Information shown
***
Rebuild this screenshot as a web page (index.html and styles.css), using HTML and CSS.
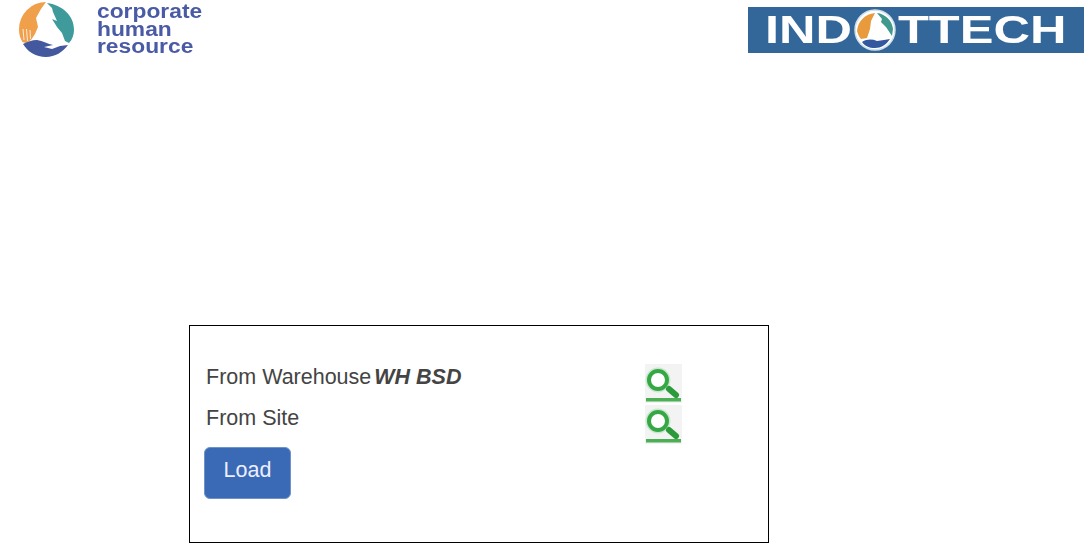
FILE: index.html
```html
<!DOCTYPE html>
<html lang="en">
<head>
<meta charset="utf-8">
<title>Load</title>
<link rel="stylesheet" href="styles.css">
</head>
<body>
<header class="top">
  <div class="brand">
    <svg class="brand-mark" viewBox="18 0 58 58" width="58" height="58" aria-hidden="true">
      <path fill="#f0a04b" d="M46 2A27 27 0 0 0 19 29C19 34 20 38 22.500 42L26 43 31 40 35 34 38 27 36 18 41 9z"/>
      <g stroke="#fff" stroke-width="0.8" fill="none"><path d="M23 29l1 11M26.500 29l1 12M30 30l0.500 9"/></g>
      <path fill="#3f9a9c" d="M47 3C62 5 74 15 74 30C74 35 72 40 69 43L65 41 62 33 57 27 52 19 57 21 53 12 52 8z"/>
      <path fill="#43589f" d="M23 44C27 42 32 40 37 40C43 41 48 44 53 45L44 47 52 49 60 46 68 45C63 52 55 57 46 57C36 57 28 52 23 44z"/>
    </svg>
    <div class="brand-name">corporate<br>human<br>resource</div>
  </div>
  <div class="partner">
    <span class="partner-left">IND</span>
    <svg class="partner-mark" viewBox="0 0 42 42" width="42" height="42" aria-hidden="true">
      <circle cx="21" cy="21" r="20" fill="#fff" stroke="#cfe0ea" stroke-width="1.500"/>
      <path fill="#e89a3c" d="M21 4C11 5 4 12 3 22C4 25 5 28 7 30L13 29 16 20 17 12z"/>
      <path fill="#3f9a8c" d="M23 4C31 5 38 11 39 20L38 27 32 18 27 13 28 10z"/>
      <path fill="#34589f" d="M8 33C13 30 18 30 23 32L30 31 36 30C32 36 27 39 21 39C15 39 11 37 8 33z"/>
    </svg>
    <span class="partner-right">TTECH</span>
  </div>
</header>
<main class="panel">
  <div class="row">
    <span class="label">From Warehouse</span><em class="value">WH BSD</em>
    <svg class="lookup" viewBox="0 0 37 39" width="37" height="39" aria-hidden="true">
      <rect width="37" height="39" fill="#f3f3f3"/>
      <circle cx="13" cy="16" r="12.500" fill="#c9e8cd"/>
      <circle cx="13" cy="16" r="9" fill="#fff" stroke="#35a845" stroke-width="4"/>
      <path d="M24 25l7 6" stroke="#2b9a3a" stroke-width="6" stroke-linecap="round"/>
      <rect x="1" y="34" width="35" height="3.500" fill="#4cae55"/>
    </svg>
  </div>
  <div class="row">
    <span class="label">From Site</span>
    <svg class="lookup" viewBox="0 0 37 39" width="37" height="39" aria-hidden="true">
      <rect width="37" height="39" fill="#f3f3f3"/>
      <circle cx="13" cy="16" r="12.500" fill="#c9e8cd"/>
      <circle cx="13" cy="16" r="9" fill="#fff" stroke="#35a845" stroke-width="4"/>
      <path d="M24 25l7 6" stroke="#2b9a3a" stroke-width="6" stroke-linecap="round"/>
      <rect x="1" y="34" width="35" height="3.500" fill="#4cae55"/>
    </svg>
  </div>
  <button class="load" type="button">Load</button>
</main>
</body>
</html>
```
FILE: styles.css
```css
html, body { margin: 0; padding: 0; background: #fff; overflow: hidden; }
body { font-family: "Liberation Sans", Arial, sans-serif; color: #444; }
.top { display: flex; justify-content: space-between; align-items: flex-start; height: 325px; }
.brand { display: flex; gap: 21px; padding-left: 18px; }
.brand-mark { filter: blur(0.4px); }
.brand-name { font-size: 20px; line-height: 17.500px; font-weight: bold; color: #4a5ba5; padding-top: 3px; transform: scaleX(1.14); transform-origin: left top; }
.partner { box-sizing: border-box; width: 336px; height: 46px; margin-top: 7px; padding-left: 17px; background: #336699; color: #fff; display: flex; align-items: center; font-size: 38px; font-weight: bold; white-space: nowrap; }
.partner-left, .partner-right { display: block; transform-origin: left center; }
.partner-left { width: 89px; transform: scaleX(1.33); }
.partner-right { width: 170px; margin-left: 2px; transform: scaleX(1.33); }
.partner-mark { flex: none; filter: blur(0.3px); }
.panel { box-sizing: border-box; width: 580px; height: 218px; margin-left: 189px; border: 1px solid #000; padding: 38px 0 0 14px; }
.row { display: flex; align-items: flex-start; height: 41px; font-size: 21.500px; line-height: 27px; padding-left: 2px; position: relative; }
.value { font-weight: bold; font-style: italic; margin-left: 3px; }
.lookup { position: absolute; left: 441px; top: 0; filter: blur(0.4px); }
.load { display: block; width: 87px; height: 52px; margin-top: 1px; padding: 0 0 5px; background: #3a6ab5; color: #eef; border: 1px solid #6f92c8; border-radius: 6px; font: 21.500px "Liberation Sans", Arial, sans-serif; }
```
***
Exercise directions
Give back the whole listing as it stands, minus its pictures.

The output
Rebuild this screenshot as a web page (index.html and styles.css), using HTML and CSS.
FILE: index.html
```html
<!DOCTYPE html>
<html lang="en">
<head>
<meta charset="utf-8">
<title>Load</title>
<link rel="stylesheet" href="styles.css">
</head>
<body>
<header class="top">
  <div class="brand">
    <svg class="brand-mark" viewBox="18 0 58 58" width="58" height="58" aria-hidden="true">
      <path fill="#f0a04b" d="M46 2A27 27 0 0 0 19 29C19 34 20 38 22.500 42L26 43 31 40 35 34 38 27 36 18 41 9z"/>
      <g stroke="#fff" stroke-width="0.8" fill="none"><path d="M23 29l1 11M26.500 29l1 12M30 30l0.500 9"/></g>
      <path fill="#3f9a9c" d="M47 3C62 5 74 15 74 30C74 35 72 40 69 43L65 41 62 33 57 27 52 19 57 21 53 12 52 8z"/>
      <path fill="#43589f" d="M23 44C27 42 32 40 37 40C43 41 48 44 53 45L44 47 52 49 60 46 68 45C63 52 55 57 46 57C36 57 28 52 23 44z"/>
    </svg>
    <div class="brand-name">corporate<br>human<br>resource</div>
  </div>
  <div class="partner">
    <span class="partner-left">IND</span>
    <svg class="partner-mark" viewBox="0 0 42 42" width="42" height="42" aria-hidden="true">
      <circle cx="21" cy="21" r="20" fill="#fff" stroke="#cfe0ea" stroke-width="1.500"/>
      <path fill="#e89a3c" d="M21 4C11 5 4 12 3 22C4 25 5 28 7 30L13 29 16 20 17 12z"/>
      <path fill="#3f9a8c" d="M23 4C31 5 38 11 39 20L38 27 32 18 27 13 28 10z"/>
      <path fill="#34589f" d="M8 33C13 30 18 30 23 32L30 31 36 30C32 36 27 39 21 39C15 39 11 37 8 33z"/>
    </svg>
    <span class="partner-right">TTECH</span>
  </div>
</header>
<main class="panel">
  <div class="row">
    <span class="label">From Warehouse</span><em class="value">WH BSD</em>
    <svg class="lookup" viewBox="0 0 37 39" width="37" height="39" aria-hidden="true">
      <rect width="37" height="39" fill="#f3f3f3"/>
      <circle cx="13" cy="16" r="12.500" fill="#c9e8cd"/>
      <circle cx="13" cy="16" r="9" fill="#fff" stroke="#35a845" stroke-width="4"/>
      <path d="M24 25l7 6" stroke="#2b9a3a" stroke-width="6" stroke-linecap="round"/>
      <rect x="1" y="34" width="35" height="3.500" fill="#4cae55"/>
    </svg>
  </div>
  <div class="row">
    <span class="label">From Site</span>
    <svg class="lookup" viewBox="0 0 37 39" width="37" height="39" aria-hidden="true">
      <rect width="37" height="39" fill="#f3f3f3"/>
      <circle cx="13" cy="16" r="12.500" fill="#c9e8cd"/>
      <circle cx="13" cy="16" r="9" fill="#fff" stroke="#35a845" stroke-width="4"/>
      <path d="M24 25l7 6" stroke="#2b9a3a" stroke-width="6" stroke-linecap="round"/>
      <rect x="1" y="34" width="35" height="3.500" fill="#4cae55"/>
    </svg>
  </div>
  <button class="load" type="button">Load</button>
</main>
</body>
</html>
```
FILE: styles.css
```css
html, body { margin: 0; padding: 0; background: #fff; overflow: hidden; }
body { font-family: "Liberation Sans", Arial, sans-serif; color: #444; }
.top { display: flex; justify-content: space-between; align-items: flex-start; height: 325px; }
.brand { display: flex; gap: 21px; padding-left: 18px; }
.brand-mark { filter: blur(0.4px); }
.brand-name { font-size: 20px; line-height: 17.500px; font-weight: bold; color: #4a5ba5; padding-top: 3px; transform: scaleX(1.14); transform-origin: left top; }
.partner { box-sizing: border-box; width: 336px; height: 46px; margin-top: 7px; padding-left: 17px; background: #336699; color: #fff; display: flex; align-items: center; font-size: 38px; font-weight: bold; white-space: nowrap; }
.partner-left, .partner-right { display: block; transform-origin: left center; }
.partner-left { width: 89px; transform: scaleX(1.33); }
.partner-right { width: 170px; margin-left: 2px; transform: scaleX(1.33); }
.partner-mark { flex: none; filter: blur(0.3px); }
.panel { box-sizing: border-box; width: 580px; height: 218px; margin-left: 189px; border: 1px solid #000; padding: 38px 0 0 14px; }
.row { display: flex; align-items: flex-start; height: 41px; font-size: 21.500px; line-height: 27px; padding-left: 2px; position: relative; }
.value { font-weight: bold; font-style: italic; margin-left: 3px; }
.lookup { position: absolute; left: 441px; top: 0; filter: blur(0.4px); }
.load { display: block; width: 87px; height: 52px; margin-top: 1px; padding: 0 0 5px; background: #3a6ab5; color: #eef; border: 1px solid #6f92c8; border-radius: 6px; font: 21.500px "Liberation Sans", Arial, sans-serif; }
```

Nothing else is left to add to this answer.